'''
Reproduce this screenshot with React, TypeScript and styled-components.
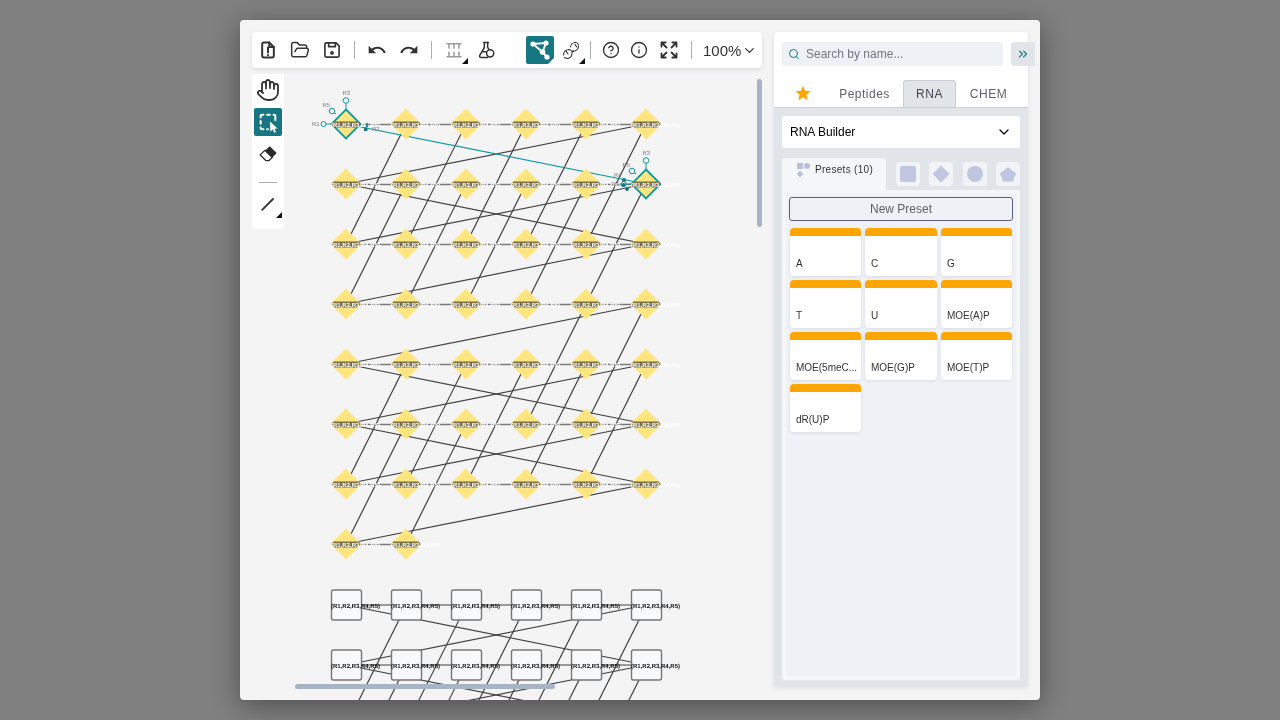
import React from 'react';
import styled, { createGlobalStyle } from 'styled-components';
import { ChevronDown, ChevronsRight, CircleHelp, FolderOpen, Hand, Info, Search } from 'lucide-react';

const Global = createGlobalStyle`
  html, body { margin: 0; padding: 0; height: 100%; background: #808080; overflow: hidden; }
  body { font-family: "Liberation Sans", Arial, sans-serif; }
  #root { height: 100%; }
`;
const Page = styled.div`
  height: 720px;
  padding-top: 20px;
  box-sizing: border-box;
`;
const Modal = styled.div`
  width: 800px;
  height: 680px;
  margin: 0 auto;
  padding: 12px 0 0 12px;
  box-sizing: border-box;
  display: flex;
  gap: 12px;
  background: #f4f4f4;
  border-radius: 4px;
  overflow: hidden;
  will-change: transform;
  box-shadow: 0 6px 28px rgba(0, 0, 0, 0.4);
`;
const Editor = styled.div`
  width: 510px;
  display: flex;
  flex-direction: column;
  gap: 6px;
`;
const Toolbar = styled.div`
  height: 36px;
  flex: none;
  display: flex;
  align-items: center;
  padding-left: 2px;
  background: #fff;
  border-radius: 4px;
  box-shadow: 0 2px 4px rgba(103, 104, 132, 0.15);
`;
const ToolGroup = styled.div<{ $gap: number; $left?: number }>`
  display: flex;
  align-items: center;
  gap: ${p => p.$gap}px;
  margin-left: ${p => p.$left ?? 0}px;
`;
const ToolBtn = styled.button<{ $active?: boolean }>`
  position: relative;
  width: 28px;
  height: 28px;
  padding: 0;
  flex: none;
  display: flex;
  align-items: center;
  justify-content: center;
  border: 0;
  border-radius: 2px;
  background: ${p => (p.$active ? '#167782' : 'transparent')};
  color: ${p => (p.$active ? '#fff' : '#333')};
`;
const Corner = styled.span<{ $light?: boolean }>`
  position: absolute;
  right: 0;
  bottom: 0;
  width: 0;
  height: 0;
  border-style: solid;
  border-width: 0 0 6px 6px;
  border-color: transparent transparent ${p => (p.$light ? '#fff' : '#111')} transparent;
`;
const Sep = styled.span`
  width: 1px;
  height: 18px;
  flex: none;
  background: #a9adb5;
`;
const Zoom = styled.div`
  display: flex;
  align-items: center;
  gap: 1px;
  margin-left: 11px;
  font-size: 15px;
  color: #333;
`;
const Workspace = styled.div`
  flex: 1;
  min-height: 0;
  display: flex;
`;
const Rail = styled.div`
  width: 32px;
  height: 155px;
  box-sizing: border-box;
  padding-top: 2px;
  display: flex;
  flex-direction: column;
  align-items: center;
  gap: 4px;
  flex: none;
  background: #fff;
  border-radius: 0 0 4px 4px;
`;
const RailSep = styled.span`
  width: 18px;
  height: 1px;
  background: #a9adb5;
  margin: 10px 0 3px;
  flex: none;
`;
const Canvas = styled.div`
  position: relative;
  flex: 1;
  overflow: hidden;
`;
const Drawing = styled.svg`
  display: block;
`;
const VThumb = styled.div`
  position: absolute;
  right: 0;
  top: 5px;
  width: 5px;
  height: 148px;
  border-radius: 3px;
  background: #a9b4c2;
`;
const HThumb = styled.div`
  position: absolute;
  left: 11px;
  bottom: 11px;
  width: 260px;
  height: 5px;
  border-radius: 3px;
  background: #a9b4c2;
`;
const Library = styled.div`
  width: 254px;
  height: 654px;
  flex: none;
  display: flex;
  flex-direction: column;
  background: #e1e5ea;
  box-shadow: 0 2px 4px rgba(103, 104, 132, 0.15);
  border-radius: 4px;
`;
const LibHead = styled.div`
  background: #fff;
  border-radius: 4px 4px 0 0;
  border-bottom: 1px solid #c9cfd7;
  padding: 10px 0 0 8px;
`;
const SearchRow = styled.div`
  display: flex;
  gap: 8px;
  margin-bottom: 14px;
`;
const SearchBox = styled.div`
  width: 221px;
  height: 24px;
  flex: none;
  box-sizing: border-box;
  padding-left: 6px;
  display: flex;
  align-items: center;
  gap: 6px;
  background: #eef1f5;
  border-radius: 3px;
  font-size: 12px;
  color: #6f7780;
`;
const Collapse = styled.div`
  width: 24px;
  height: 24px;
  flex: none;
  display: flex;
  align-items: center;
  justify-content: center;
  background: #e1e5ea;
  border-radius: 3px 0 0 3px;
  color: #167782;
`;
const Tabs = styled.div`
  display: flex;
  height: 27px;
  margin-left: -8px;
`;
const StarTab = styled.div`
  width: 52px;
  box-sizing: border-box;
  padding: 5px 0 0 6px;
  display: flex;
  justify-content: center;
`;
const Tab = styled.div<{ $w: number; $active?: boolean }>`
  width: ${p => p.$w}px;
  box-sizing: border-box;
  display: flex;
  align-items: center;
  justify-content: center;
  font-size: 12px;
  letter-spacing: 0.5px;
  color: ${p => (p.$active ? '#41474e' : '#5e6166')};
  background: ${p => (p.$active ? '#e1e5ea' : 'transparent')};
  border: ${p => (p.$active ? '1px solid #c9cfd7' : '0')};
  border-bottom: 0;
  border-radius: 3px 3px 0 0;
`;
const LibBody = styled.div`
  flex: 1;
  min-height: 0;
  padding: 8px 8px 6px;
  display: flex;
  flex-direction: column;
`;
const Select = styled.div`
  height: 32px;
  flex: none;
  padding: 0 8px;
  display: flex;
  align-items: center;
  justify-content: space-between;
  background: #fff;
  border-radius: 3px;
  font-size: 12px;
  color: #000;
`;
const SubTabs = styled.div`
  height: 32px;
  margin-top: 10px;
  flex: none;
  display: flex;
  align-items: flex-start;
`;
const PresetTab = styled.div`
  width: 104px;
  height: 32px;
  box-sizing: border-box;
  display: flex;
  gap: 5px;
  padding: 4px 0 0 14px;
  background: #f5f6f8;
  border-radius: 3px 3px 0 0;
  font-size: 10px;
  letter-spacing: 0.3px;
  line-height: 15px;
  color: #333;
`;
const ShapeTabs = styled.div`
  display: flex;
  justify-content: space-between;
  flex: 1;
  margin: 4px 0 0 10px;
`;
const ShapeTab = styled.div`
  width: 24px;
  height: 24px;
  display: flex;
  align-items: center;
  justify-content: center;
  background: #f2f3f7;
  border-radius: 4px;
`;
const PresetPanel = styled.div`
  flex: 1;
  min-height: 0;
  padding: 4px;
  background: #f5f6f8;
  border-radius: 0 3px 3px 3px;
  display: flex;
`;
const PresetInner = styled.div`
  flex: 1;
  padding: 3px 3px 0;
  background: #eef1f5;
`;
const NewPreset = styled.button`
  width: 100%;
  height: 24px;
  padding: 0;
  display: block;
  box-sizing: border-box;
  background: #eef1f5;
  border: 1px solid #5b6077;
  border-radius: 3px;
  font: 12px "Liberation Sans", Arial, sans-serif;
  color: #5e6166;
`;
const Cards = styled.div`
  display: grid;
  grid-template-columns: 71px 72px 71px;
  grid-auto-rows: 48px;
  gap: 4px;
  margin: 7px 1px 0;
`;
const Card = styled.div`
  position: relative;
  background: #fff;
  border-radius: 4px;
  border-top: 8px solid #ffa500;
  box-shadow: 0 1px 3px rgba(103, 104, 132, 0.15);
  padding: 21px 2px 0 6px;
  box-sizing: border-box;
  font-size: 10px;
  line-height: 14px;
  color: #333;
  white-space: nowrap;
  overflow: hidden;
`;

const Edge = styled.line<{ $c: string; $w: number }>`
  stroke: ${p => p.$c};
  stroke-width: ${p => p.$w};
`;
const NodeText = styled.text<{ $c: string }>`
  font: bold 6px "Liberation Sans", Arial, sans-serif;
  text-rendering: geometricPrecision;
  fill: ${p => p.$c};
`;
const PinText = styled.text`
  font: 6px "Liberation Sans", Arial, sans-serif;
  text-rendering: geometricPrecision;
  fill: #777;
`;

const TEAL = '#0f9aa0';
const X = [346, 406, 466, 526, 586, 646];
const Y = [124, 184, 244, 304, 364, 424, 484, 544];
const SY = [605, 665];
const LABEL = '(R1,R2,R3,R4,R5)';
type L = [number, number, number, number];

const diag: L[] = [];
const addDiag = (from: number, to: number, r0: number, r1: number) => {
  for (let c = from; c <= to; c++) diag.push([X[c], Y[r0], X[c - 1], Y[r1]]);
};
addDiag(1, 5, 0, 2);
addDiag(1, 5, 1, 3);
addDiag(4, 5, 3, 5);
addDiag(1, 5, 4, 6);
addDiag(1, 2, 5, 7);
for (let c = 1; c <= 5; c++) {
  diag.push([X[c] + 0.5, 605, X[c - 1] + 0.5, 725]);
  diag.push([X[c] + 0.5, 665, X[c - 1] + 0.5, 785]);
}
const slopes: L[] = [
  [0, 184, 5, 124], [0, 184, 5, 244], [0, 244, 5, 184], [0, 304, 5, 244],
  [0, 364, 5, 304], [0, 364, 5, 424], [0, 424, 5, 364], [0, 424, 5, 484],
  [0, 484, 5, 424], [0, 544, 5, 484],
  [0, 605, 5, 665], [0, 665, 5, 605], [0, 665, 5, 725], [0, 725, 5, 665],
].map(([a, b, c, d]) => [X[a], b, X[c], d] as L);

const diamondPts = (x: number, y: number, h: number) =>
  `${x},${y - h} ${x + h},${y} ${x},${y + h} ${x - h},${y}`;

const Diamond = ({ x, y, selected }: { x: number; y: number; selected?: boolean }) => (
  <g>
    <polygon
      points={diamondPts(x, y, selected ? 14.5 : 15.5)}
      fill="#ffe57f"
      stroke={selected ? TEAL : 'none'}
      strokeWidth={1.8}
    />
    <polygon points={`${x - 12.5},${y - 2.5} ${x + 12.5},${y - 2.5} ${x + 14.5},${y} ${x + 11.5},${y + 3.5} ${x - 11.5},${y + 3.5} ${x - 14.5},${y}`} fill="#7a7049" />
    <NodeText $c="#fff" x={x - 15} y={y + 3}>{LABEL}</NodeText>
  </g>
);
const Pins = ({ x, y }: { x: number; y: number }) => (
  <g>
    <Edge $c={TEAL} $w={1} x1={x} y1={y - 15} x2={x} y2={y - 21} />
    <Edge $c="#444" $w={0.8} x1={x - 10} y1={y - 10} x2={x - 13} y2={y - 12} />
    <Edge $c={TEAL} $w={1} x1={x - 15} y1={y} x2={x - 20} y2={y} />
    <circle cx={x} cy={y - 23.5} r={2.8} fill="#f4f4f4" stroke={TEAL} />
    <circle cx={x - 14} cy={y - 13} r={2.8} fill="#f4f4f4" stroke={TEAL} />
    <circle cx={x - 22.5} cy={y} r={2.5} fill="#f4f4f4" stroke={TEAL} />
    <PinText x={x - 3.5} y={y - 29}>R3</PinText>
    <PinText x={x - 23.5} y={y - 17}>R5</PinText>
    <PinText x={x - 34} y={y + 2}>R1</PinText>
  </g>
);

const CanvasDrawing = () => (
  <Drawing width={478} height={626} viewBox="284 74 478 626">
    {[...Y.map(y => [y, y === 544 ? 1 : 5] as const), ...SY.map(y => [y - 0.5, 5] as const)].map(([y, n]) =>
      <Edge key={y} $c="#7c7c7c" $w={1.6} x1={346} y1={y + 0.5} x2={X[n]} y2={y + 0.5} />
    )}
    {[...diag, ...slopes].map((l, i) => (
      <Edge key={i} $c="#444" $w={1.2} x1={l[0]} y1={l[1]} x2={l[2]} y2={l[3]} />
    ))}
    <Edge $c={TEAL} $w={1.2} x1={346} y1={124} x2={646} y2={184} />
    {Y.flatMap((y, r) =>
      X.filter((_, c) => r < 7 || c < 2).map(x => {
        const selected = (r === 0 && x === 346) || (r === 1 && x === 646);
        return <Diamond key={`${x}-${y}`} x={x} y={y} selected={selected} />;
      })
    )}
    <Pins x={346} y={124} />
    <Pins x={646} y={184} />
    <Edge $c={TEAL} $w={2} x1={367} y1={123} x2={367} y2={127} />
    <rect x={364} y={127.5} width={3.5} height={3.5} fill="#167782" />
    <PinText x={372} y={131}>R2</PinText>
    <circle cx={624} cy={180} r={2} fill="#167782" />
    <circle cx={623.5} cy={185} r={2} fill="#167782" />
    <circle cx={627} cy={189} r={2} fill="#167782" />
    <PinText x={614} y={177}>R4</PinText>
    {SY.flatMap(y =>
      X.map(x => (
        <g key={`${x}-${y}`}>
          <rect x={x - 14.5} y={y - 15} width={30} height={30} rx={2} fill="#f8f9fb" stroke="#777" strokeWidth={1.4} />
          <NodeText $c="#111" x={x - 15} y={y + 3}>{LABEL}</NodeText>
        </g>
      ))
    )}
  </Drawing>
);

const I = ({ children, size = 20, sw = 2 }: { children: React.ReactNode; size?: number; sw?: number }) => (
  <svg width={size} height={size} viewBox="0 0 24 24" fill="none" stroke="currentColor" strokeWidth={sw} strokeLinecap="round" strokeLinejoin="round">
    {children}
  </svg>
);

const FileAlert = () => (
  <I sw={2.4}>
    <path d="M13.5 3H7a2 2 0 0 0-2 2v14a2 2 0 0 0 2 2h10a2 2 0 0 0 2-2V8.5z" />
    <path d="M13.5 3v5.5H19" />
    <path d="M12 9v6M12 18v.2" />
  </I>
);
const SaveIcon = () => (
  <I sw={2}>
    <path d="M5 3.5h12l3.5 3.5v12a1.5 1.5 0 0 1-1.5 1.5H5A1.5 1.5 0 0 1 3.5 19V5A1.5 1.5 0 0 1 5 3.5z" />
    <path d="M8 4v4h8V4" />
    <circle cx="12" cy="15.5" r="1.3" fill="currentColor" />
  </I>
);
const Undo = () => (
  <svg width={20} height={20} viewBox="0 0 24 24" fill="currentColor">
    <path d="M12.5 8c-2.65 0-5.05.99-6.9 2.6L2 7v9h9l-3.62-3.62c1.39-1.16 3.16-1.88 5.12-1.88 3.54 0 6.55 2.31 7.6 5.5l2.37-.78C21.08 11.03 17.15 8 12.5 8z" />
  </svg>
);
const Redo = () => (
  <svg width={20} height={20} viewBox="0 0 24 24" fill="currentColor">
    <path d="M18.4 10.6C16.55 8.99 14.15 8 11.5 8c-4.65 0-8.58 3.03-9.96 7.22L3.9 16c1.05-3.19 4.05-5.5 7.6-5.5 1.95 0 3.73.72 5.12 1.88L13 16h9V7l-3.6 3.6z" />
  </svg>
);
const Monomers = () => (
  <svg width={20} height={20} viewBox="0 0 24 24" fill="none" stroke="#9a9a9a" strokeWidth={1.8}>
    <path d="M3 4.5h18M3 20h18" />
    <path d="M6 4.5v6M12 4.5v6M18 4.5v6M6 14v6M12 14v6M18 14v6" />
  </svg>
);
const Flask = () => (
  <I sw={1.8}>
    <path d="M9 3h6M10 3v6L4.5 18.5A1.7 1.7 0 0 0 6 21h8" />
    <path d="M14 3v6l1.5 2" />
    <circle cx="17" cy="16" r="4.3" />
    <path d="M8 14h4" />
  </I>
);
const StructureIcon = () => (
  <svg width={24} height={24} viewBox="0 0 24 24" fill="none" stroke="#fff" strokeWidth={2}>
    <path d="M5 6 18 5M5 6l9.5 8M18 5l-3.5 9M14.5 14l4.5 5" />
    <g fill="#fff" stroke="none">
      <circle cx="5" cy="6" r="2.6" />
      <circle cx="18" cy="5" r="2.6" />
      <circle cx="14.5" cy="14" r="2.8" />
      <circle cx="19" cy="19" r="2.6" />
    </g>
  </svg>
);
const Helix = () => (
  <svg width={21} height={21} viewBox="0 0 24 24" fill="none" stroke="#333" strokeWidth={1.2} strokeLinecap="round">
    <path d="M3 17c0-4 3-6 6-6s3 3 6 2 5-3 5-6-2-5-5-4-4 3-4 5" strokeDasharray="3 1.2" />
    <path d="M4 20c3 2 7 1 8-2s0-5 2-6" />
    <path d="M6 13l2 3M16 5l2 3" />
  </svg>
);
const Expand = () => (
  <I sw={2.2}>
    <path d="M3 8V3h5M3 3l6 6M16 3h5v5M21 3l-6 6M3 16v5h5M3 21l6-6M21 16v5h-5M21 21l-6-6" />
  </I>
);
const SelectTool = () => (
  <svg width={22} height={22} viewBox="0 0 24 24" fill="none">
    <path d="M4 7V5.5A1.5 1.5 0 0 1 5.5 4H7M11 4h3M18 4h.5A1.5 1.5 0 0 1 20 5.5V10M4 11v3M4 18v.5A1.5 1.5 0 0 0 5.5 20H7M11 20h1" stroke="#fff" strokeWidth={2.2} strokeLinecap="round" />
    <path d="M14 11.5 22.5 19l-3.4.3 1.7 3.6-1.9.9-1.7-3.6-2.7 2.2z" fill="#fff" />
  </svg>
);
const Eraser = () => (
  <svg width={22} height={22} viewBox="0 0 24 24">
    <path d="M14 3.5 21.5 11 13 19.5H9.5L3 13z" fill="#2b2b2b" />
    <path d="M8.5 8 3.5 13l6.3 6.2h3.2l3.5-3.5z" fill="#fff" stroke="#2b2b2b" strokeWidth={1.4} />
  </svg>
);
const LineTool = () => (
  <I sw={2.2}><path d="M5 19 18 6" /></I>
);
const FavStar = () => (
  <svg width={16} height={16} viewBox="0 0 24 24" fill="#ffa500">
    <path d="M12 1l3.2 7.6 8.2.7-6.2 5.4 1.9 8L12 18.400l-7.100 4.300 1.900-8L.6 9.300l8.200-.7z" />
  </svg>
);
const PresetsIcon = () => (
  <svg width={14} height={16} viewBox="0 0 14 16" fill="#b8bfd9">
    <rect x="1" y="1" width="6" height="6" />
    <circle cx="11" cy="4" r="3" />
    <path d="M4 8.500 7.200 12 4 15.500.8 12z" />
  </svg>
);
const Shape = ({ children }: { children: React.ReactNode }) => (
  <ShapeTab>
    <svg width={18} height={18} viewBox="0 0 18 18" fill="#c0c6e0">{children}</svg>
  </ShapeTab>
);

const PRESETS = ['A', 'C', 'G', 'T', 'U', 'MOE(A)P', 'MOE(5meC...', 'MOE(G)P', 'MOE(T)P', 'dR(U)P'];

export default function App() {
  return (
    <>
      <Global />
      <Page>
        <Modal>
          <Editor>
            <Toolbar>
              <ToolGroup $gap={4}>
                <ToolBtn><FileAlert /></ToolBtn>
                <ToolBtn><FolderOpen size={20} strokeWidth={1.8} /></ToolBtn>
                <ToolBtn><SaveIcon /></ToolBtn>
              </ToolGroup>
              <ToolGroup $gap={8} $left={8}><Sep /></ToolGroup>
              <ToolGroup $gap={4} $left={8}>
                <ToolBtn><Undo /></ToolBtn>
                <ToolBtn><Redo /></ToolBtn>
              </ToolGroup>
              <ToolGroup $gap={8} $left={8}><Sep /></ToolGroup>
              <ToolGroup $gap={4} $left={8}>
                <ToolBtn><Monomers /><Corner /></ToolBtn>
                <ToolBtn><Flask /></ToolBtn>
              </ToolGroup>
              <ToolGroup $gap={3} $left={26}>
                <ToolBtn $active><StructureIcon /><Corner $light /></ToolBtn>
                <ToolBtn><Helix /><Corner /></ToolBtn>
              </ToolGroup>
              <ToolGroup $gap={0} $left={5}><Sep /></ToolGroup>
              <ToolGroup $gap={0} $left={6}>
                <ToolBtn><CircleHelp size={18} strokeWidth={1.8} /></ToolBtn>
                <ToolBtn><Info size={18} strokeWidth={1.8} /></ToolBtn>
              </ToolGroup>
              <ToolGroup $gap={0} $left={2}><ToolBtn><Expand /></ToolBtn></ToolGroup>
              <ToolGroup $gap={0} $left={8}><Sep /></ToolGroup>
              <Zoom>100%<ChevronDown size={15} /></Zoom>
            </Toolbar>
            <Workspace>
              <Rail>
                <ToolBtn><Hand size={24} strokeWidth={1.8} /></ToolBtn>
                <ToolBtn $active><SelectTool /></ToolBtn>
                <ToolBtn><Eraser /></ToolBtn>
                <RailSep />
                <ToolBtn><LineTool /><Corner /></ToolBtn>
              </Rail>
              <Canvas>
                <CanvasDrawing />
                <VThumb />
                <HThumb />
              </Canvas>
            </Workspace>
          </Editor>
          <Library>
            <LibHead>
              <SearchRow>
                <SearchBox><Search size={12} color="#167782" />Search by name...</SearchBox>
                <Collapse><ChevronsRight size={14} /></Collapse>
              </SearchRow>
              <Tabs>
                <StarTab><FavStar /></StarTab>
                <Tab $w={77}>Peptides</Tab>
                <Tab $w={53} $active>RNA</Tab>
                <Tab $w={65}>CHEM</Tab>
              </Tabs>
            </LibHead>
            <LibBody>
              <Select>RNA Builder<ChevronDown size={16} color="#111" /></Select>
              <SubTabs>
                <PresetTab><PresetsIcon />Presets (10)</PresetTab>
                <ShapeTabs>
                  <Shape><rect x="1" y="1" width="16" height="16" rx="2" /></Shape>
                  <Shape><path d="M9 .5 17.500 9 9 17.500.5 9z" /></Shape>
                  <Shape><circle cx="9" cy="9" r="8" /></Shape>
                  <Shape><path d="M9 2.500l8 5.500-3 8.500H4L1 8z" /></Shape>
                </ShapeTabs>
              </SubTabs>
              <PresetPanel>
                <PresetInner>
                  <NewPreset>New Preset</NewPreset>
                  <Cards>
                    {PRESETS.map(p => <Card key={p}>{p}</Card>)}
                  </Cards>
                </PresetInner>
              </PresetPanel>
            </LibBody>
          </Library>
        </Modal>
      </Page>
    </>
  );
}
'''
- _What the task requires_
Restate each line from the start of the listing through the line bearing "Hand, Info, Search" word for word. Drop the pictures.

- _Output_
Reproduce this screenshot with React, TypeScript and styled-components.
import React from 'react';
import styled, { createGlobalStyle } from 'styled-components';
import { ChevronDown, ChevronsRight, CircleHelp, FolderOpen, Hand, Info, Search } from 'lucide-react';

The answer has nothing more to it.